# Questions about first Campy groupset



## dgeesaman (Jun 9, 2010)

I'm building a Wilier Izoard and equipping with Chorus 11. I have a few questions:

1) I was in the habit of using a KMC or ConneX link to remove the chain occasionally and clean it. I see KMC makes a quick link for campy 11 but nobody else does. With Campy 11, should I abandon the quick link idea and get used to cleaning on the bike?

2) Do the bolt and hollow nut that hold the brake to the frame come with the new brakeset?

3) Is the Campy chain tool the way to go, or are the two Park chain tools similarly good?

4) Confirm that the Campy cassette splines will not bite the hub like Shimano do.

Dave


----------



## bikerjulio (Jan 19, 2010)

I'll try to answer some of your questions



dgeesaman said:


> I'm building a Wilier Izoard and equipping with Chorus 11. I have a few questions:
> 
> 1) I was in the habit of using a KMC or ConneX link to remove the chain occasionally and clean it. I see KMC makes a quick link for campy 11 but nobody else does. With Campy 11, should I abandon the quick link idea and get used to cleaning on the bike?
> 
> ...


----------



## Salsa_Lover (Jul 6, 2008)

KMC 11 speed links work fine


----------



## bigbill (Feb 15, 2005)

I haven't tried the links since I invested in a tool in 2009. The campy 11 speed tool works perfectly every time, it's a well engineered precisely made tool. I haven't tried the park 11 speed tool, but I've never had any bad experiences with park tools.

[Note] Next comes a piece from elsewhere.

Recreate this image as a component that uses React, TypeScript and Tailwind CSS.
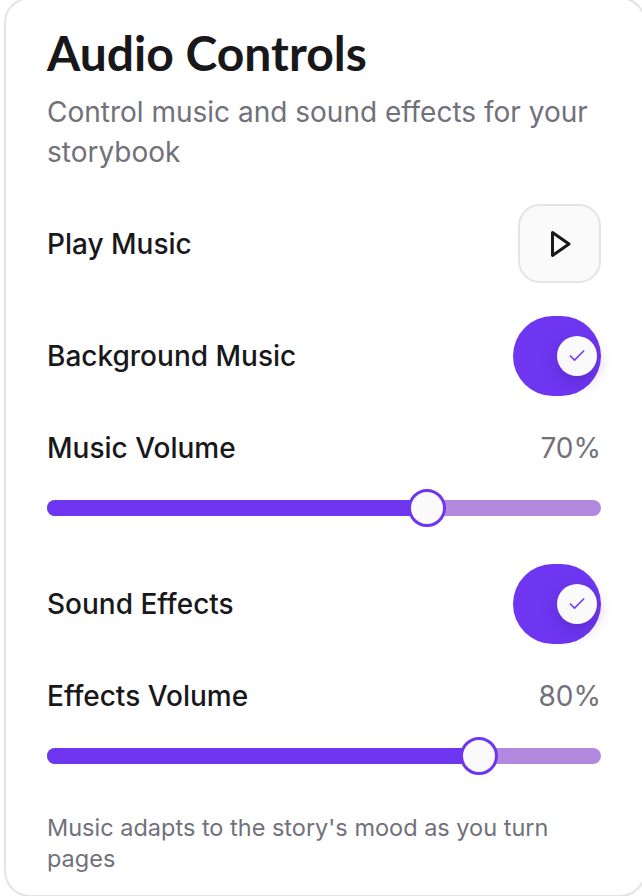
import React from 'react';
import { Check } from 'lucide-react';

const PlayButton = () => (
  <button className="flex h-[79px] w-[83px] items-center justify-center rounded-[22px] border-2 border-[#e4e4e7] bg-[#fafafa]">
    <svg width="22" height="28" viewBox="0 0 22 28" fill="none">
      <path d="M3.5 2.5 L20 14 L3.5 25.5 Z" stroke="#18181b" strokeWidth="3" strokeLinejoin="round" />
    </svg>
  </button>
);

const Toggle = () => (
  <div className="flex h-[80px] w-[88px] items-center justify-end rounded-full bg-[#6e36f1] pr-1">
    <div className="flex h-[40px] w-[40px] items-center justify-center rounded-full bg-[#fafafa] shadow-[0_6px_16px_rgba(60,20,140,0.3)]">
      <Check size={20} strokeWidth={2} color="#7440f2" />
    </div>
  </div>
);

const VolumeSlider = ({ value }: { value: number }) => {
  // thumb stays inside the track, like radix does
  const center = `calc(19px + (100% - 38px) * ${value / 100})`;
  return (
    <div className="relative h-[40px] w-full">
      <div className="absolute left-0 right-0 top-[12px] h-[16px] rounded-full bg-[#b389e0]" />
      <div className="absolute left-0 top-[12px] h-[16px] rounded-l-full bg-[#6e36f1]" style={{ width: center }} />
      <div
        className="absolute top-[1px] h-[38px] w-[38px] -translate-x-1/2 rounded-full border-[3px] border-[#6e36f1] bg-[#fafafa]"
        style={{ left: center }}
      />
    </div>
  );
};

const Row = ({ label, children }: { label: string; children: React.ReactNode }) => (
  <div className="flex items-center justify-between">
    <span className="text-[28px] font-medium leading-[32px] text-[#18181b]">{label}</span>
    {children}
  </div>
);

const VolumeLabel = ({ label, value }: { label: string; value: number }) => (
  <div className="flex items-center justify-between">
    <span className="text-[28px] font-medium leading-[32px] text-[#18181b]">{label}</span>
    <span className="text-[28px] leading-[32px] text-[#71717a]">{value}%</span>
  </div>
);

export default function App() {
  return (
    <div className="h-screen overflow-hidden bg-white pl-[4px] font-['Inter',sans-serif]">
      <div className="-mt-[3px] h-[900px] w-[642px] rounded-[26px] border-2 border-[#e4e4e7] bg-white pl-[41px] pr-[43px] pt-[24px]">
        <h2 className="font-['Lato',sans-serif] text-[48px] font-bold leading-[60px] text-[#18181b]">Audio Controls</h2>
        <p className="mt-[9px] text-[28px] leading-[40px] text-[#71717a]">
          Control music and sound effects for your storybook
        </p>

        <div className="mt-[32px]">
          <Row label="Play Music">
            <PlayButton />
          </Row>
        </div>

        <div className="mt-[33px]">
          <Row label="Background Music">
            <Toggle />
          </Row>
        </div>

        <div className="mt-[36px]">
          <VolumeLabel label="Music Volume" value={70} />
        </div>
        <div className="mt-[24px]">
          <VolumeSlider value={70} />
        </div>

        <div className="mt-[36px]">
          <Row label="Sound Effects">
            <Toggle />
          </Row>
        </div>

        <div className="mt-[36px]">
          <VolumeLabel label="Effects Volume" value={80} />
        </div>
        <div className="mt-[24px]">
          <VolumeSlider value={80} />
        </div>

        <p className="mt-[36px] text-[23.5px] leading-[31px] text-[#71717a]">
          Music adapts to the story's mood as you turn pages
        </p>
      </div>
    </div>
  );
}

I carry a KMC 11 link in my saddle bag so I can get home if a chain fails.


----------



## tom_h (May 6, 2008)

IIRC , isn't the KMC 11sp link only able to install once, and is not removeable?
If you remove chain frequently for cleaning, you're going to end up with a chain that's 50% KMC links! (Maybe I'm confusing the KMC with the once-only SRAM 10sp link).

I always clean chain on the bike (with Park Tool gadget), and use the Campy 11sp chain tool when rotating among chains (about every 3K miles) to extend cassette life.


----------



## Salsa_Lover (Jul 6, 2008)

The link's package says they are not reusable, but I have openned and reused them many times.

however I follow advice I got here, and it is to keep the same link with the same chain, that because off course the link will also enlarge together with the chain, so it is not a good idea to reuse an old link with a new chain.

but, well I can also imagine that the link would also enlarge at a different rate as it is not made of exactly the same materials.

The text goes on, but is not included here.